The struggles that Head Start faces in Escambia County


  • March 21, 2016
  • /   Randy Hammer
  • /   education

Head Start teacher, Sandra Bolling, top center, reads to a group of children at Lincoln Park Primary School. Bolling has been at teacher with Head Start for 24 years. (Photo: Tony Giberson/[email protected])

More than 3,500 children in Escambia County qualify for Head Start, a federally funded program that serves children from birth to age 5.

But less than 90 children are enrolled in the program.

Thomas St. Myer of the Pensacola News Journal has an excellent report on the struggles that Head Start faces in Escambia County.

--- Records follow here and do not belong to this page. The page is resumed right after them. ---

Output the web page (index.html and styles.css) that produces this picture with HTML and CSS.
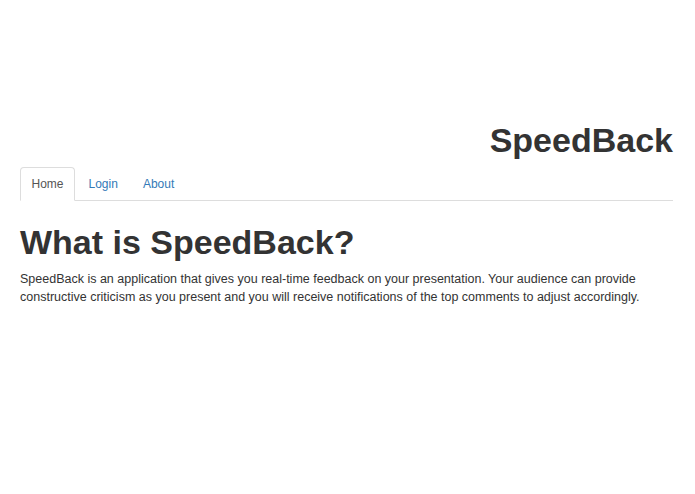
FILE: index.html
```html
<!DOCTYPE html>
<html>
<head>
<meta charset="utf-8">
<link rel="stylesheet" href="styles.css">
</head>
<body>
<div class="container">
  <header class="brand">SpeedBack</header>
  <ul class="tabs">
    <li class="tab active"><a href="#">Home</a></li>
    <li class="tab"><a href="#">Login</a></li>
    <li class="tab"><a href="#">About</a></li>
  </ul>
  <main class="content">
    <h1 class="title">What is SpeedBack?</h1>
    <p class="lead">SpeedBack is an application that gives you real-time feedback on your presentation. Your audience can provide constructive criticism as you present and you will receive notifications of the top comments to adjust accordingly.</p>
  </main>
</div>
</body>
</html>
```
FILE: styles.css
```css
html, body {
  margin: 0;
  padding: 0;
  background: #fff;
}
body {
  font-family: "Liberation Sans", Arial, sans-serif;
  color: #333;
}
.container {
  width: 653px;
  margin-left: 20px;
  padding-top: 120px;
}
.brand {
  text-align: right;
  font-size: 34px;
  font-weight: bold;
  line-height: 40px;
  color: #333;
}
.tabs {
  list-style: none;
  margin: 7px 0 0 0;
  padding: 0;
  display: flex;
  border-bottom: 1px solid #ddd;
}
.tab {
  margin-bottom: -1px;
  margin-right: 2px;
}
.tab a {
  display: block;
  padding: 0 10.5px;
  line-height: 32px;
  font-size: 12px;
  color: #337ab7;
  text-decoration: none;
  border: 1px solid transparent;
  border-radius: 4px 4px 0 0;
}
.tab.active a {
  color: #555;
  border-color: #ddd #ddd transparent #ddd;
  background: #fff;
}
.content {
  padding-top: 21px;
}
.title {
  margin: 0;
  font-size: 34px;
  line-height: 40px;
  font-weight: bold;
  color: #333;
}
.lead {
  margin: 8px 0 0 0;
  font-size: 12.5px;
  line-height: 18px;
  color: #333;
}
```
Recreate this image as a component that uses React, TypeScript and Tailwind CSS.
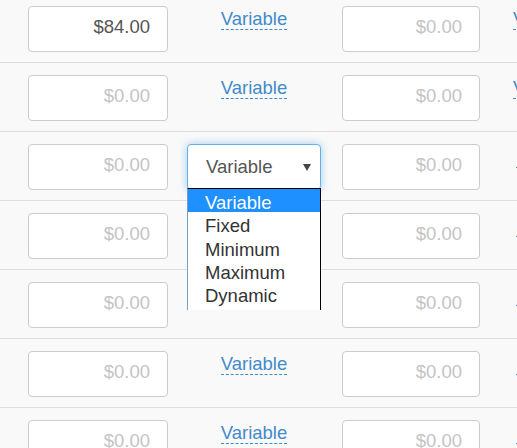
const rows = [
  { amount: "$84.00", select: false, tail: "Variable", tailGap: "ml-[33px]" },
  { amount: "", select: false, tail: "Variable", tailGap: "ml-[33px]" },
  { amount: "", select: true, tail: "Fixed", tailGap: "ml-[36px]" },
  { amount: "", select: false, tail: "Fixed", tailGap: "ml-[36px]", hidden: true },
  { amount: "", select: false, tail: "Fixed", tailGap: "ml-[36px]", hidden: true },
  { amount: "", select: false, tail: "Fixed", tailGap: "ml-[36px]" },
  { amount: "", select: false, tail: "Fixed", tailGap: "ml-[36px]" },
]

const options = ["Variable", "Fixed", "Minimum", "Maximum", "Dynamic"]

const MoneyInput = ({ value, className }: { value: string; className: string }) => (
  <div
    className={`h-[46px] shrink-0 rounded-[4px] border border-[#ccc] bg-white pt-[10px] pr-[17px] text-right text-[18.5px] leading-[20px] ${className} ${
      value ? "text-[#555]" : "text-[#c4c4c4]"
    }`}
  >
    {value || "$0.00"}
  </div>
)

const DashedLink = ({ label, className = "" }: { label: string; className?: string }) => (
  <span
    className={`mt-[3px] inline-block whitespace-nowrap border-b border-dashed border-[#428bca] text-[18.5px] leading-[20px] text-[#428bca] ${className}`}
  >
    {label}
  </span>
)

const OpenSelect = () => (
  <div className="relative h-[46px] w-[134px]">
    <div className="flex h-[46px] items-start justify-between rounded-[4px] border border-[#66afe9] bg-white pt-[12px] pl-[18px] pr-[9px] text-[18.5px] leading-[20px] text-[#555] shadow-[0_0_8px_rgba(102,175,233,0.6)]">
      <span>Variable</span>
      <svg width="8" height="8" viewBox="0 0 8 8" className="mt-[7px]">
        <polygon points="0,0 8,0 4,7" fill="#444" />
      </svg>
    </div>
    <div className="absolute top-[44px] left-0 z-10 w-[134px] border-t border-r border-l border-t-black border-r-black border-l-[#7a9cc9] bg-white pb-[4px]">
      {options.map((o, i) => (
        <div
          key={o}
          className={`h-[23.33px] pt-[4px] pl-[17px] text-[18.5px] leading-[20px] ${
            i === 0 ? "bg-[#1e90ff] text-white" : "text-[#333]"
          }`}
        >
          {o}
        </div>
      ))}
    </div>
  </div>
)

export default function App() {
  return (
    <div className="h-[448px] w-[517px] overflow-hidden bg-[#f9f9f9] font-['Liberation_Sans',Arial,sans-serif]">
      <div className="-mt-[6px]">
        {rows.map((r, i) => (
          <div key={i} className="flex h-[69px] items-start border-b border-[#ddd] pt-3 pl-[28px]">
            <MoneyInput value={r.amount} className="w-[140px]" />
            <div className="ml-[19px] flex w-[134px] shrink-0 justify-center">
              {r.select ? <OpenSelect /> : r.hidden ? null : <DashedLink label="Variable" />}
            </div>
            <MoneyInput value="" className="ml-[21px] w-[138px]" />
            <DashedLink label={r.tail} className={`${r.tailGap} ${r.tail === "Fixed" ? "pl-[4px]" : ""}`} />
          </div>
        ))}
      </div>
    </div>
  )
}
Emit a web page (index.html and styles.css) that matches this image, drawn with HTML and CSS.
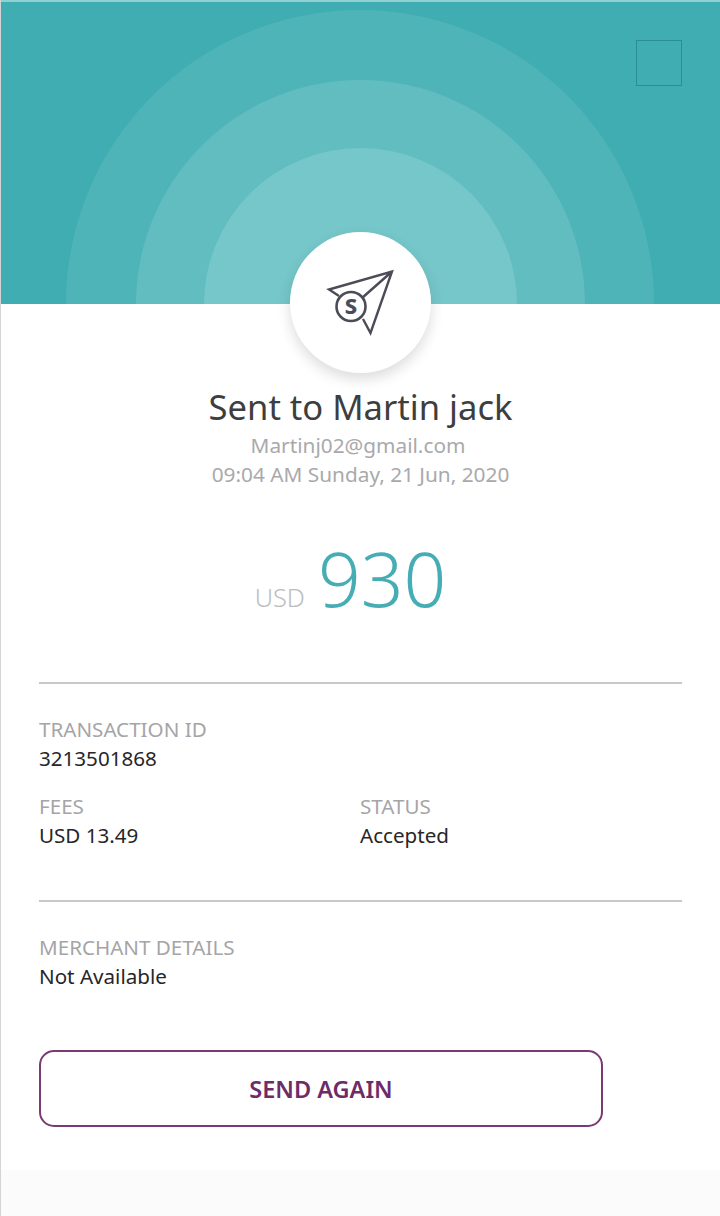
FILE: index.html
```html
<!DOCTYPE html>
<html lang="en">
<head>
<meta charset="utf-8">
<title>Sent to Martin jack</title>
<link rel="stylesheet" href="styles.css">
</head>
<body>
<div class="page">
  <header class="hero">
    <span class="ring ring-outer"></span>
    <span class="ring ring-mid"></span>
    <span class="ring ring-inner"></span>
    <span class="close-box"></span>
  </header>
  <div class="badge">
    <svg class="plane" viewBox="0 0 140 140" width="140" height="140" aria-hidden="true">
      <path d="M49 64 39 57.500 102 39.500 80.500 101 73 87M102 39.500 72 66" fill="none" stroke="#4c4c58" stroke-width="2.400" stroke-linejoin="miter"/>
      <circle cx="61" cy="74.500" r="14.500" fill="#fff" stroke="#4c4c58" stroke-width="2.600"/>
      <text class="plane-s" x="61" y="82" text-anchor="middle">S</text>
    </svg>
  </div>
  <main class="content">
    <section class="summary">
      <h1 class="title">Sent to Martin jack</h1>
      <p class="sub sub-email">Martinj02@gmail.com</p>
      <p class="sub">09:04 AM Sunday, 21 Jun, 2020</p>
      <p class="amount"><span class="currency">USD</span><span class="value">930</span></p>
    </section>
    <section class="details details-first">
      <div class="field">
        <div class="label">TRANSACTION ID</div>
        <div class="data">3213501868</div>
      </div>
      <div class="field-row">
        <div class="field">
          <div class="label">FEES</div>
          <div class="data">USD 13.49</div>
        </div>
        <div class="field">
          <div class="label">STATUS</div>
          <div class="data">Accepted</div>
        </div>
      </div>
    </section>
    <section class="details details-second">
      <div class="field">
        <div class="label">MERCHANT DETAILS</div>
        <div class="data">Not Available</div>
      </div>
    </section>
    <button class="again" type="button">SEND AGAIN</button>
  </main>
  <footer class="foot"></footer>
</div>
</body>
</html>
```
FILE: styles.css
```css
* { box-sizing: border-box; }
html, body { margin: 0; padding: 0; }
body { background: #fff; font-family: "Noto Sans", "Open Sans", sans-serif; }
.page {
  position: relative;
  width: 720px;
  height: 1216px;
  display: flex;
  flex-direction: column;
  overflow: hidden;
  border-left: 1px solid #d4d4d6;
}
.hero {
  position: relative;
  height: 304px;
  flex: none;
  background: #3fadb1;
  border-top: 2px solid #8fd0d2;
  overflow: hidden;
}
.ring { position: absolute; border-radius: 50%; }
.ring-outer { left: 65px; top: 8px; width: 588px; height: 588px; background: #4fb4b8; }
.ring-mid { left: 135px; top: 78px; width: 449px; height: 449px; background: #62bdc1; }
.ring-inner { left: 203px; top: 146px; width: 313px; height: 313px; background: #76c7ca; }
.close-box {
  position: absolute;
  left: 635px;
  top: 38px;
  width: 46px;
  height: 46px;
  border: 1px solid #2a8f94;
}
.badge {
  position: absolute;
  left: 289px;
  top: 232px;
  width: 141px;
  height: 141px;
  border-radius: 50%;
  background: #fff;
  box-shadow: 0 6px 14px rgba(0, 0, 0, .14);
}
.plane { display: block; }
.plane-s { font: 800 22px "Noto Sans", sans-serif; fill: #4c4c58; }
.content {
  flex: 1;
  padding: 82px 38px 0;
  display: flex;
  flex-direction: column;
}
.summary { text-align: center; }
.title { margin: 0 0 3px; font-size: 34.600px; line-height: 42px; font-weight: 400; color: #3c3e40; }
.sub { margin: 0; font-size: 20.800px; line-height: 29px; color: #a9a9ab; }
.sub-email { padding-right: 5px; }
.amount { margin: 45px 20px 0 0; height: 148px; line-height: 88px; color: #a9a9ab; }
.currency { margin-right: 13px; font-size: 25.400px; font-weight: 300; color: #bcbcbe; }
.value { font-size: 75px; font-weight: 300; color: #47adb5; }
.details { border-top: 2px solid #c8c8ca; width: 643px; }
.details-first { padding: 31px 0 0; height: 218px; }
.details-second { padding: 31px 0 0; height: 150px; }
.field-row { display: grid; grid-template-columns: 321px 1fr; margin-top: 19px; }
.label { font-size: 20.600px; line-height: 29px; color: #a5a5a7; }
.data { font-size: 20.600px; line-height: 29px; color: #26262a; }
.again {
  width: 564px;
  height: 77px;
  border: 2px solid #7a3a73;
  border-radius: 15px;
  background: #fff;
  color: #6d2b68;
  font: 600 23.500px "Noto Sans", sans-serif;
}
.foot { height: 46px; flex: none; background: #fbfbfb; }
```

http://www.pnj.com/story/news/local/education/2016/03/19/head-start-handcuffed-financial-constraints/81872534/

“There is a stigma attached to the school readiness program, which is free for low-income families,” writes St. Myer. His story digs into the stigma and struggles of the program and also highlights what a lifeline Head Start is for many families and children.

St. Myer’s story is included in part two of a three-part series on early learning by the PNJ and Studer Community Institute. The package also includes an analysis by the Institute’s Shannon Nickinson on the challenges that private and public prekindergarten programs face in Florida.

The most compelling piece of this week’s report, however, is Lisa Nellessen-Lara’s column on the difference Head Start made in her life and her son’s life.

http://www.pnj.com/story/opinion/2016/03/18/head-start-escambia-county-kindergarten/81964838/

Nellessen-Lara is the editor of the PNJ, and as a single mother in college, she switched her three-year-old son from a daycare program to Head Start. Here are the first three paragraphs of her column:

“In Escambia County the number of children at risking of failing is astronomical – 34 percent of children aren’t ready to enter kindergarten when they walk in the door. Some may catch up, many never will.

“We all think that won’t be us, it won’t be our kids or our grandchildren or even our neighbors.

 We’re wrong. That could be your child. It almost was mine.”

Nellessen-Lara’s column is a beautiful testament to the difference that people and programs can have in people’s lives.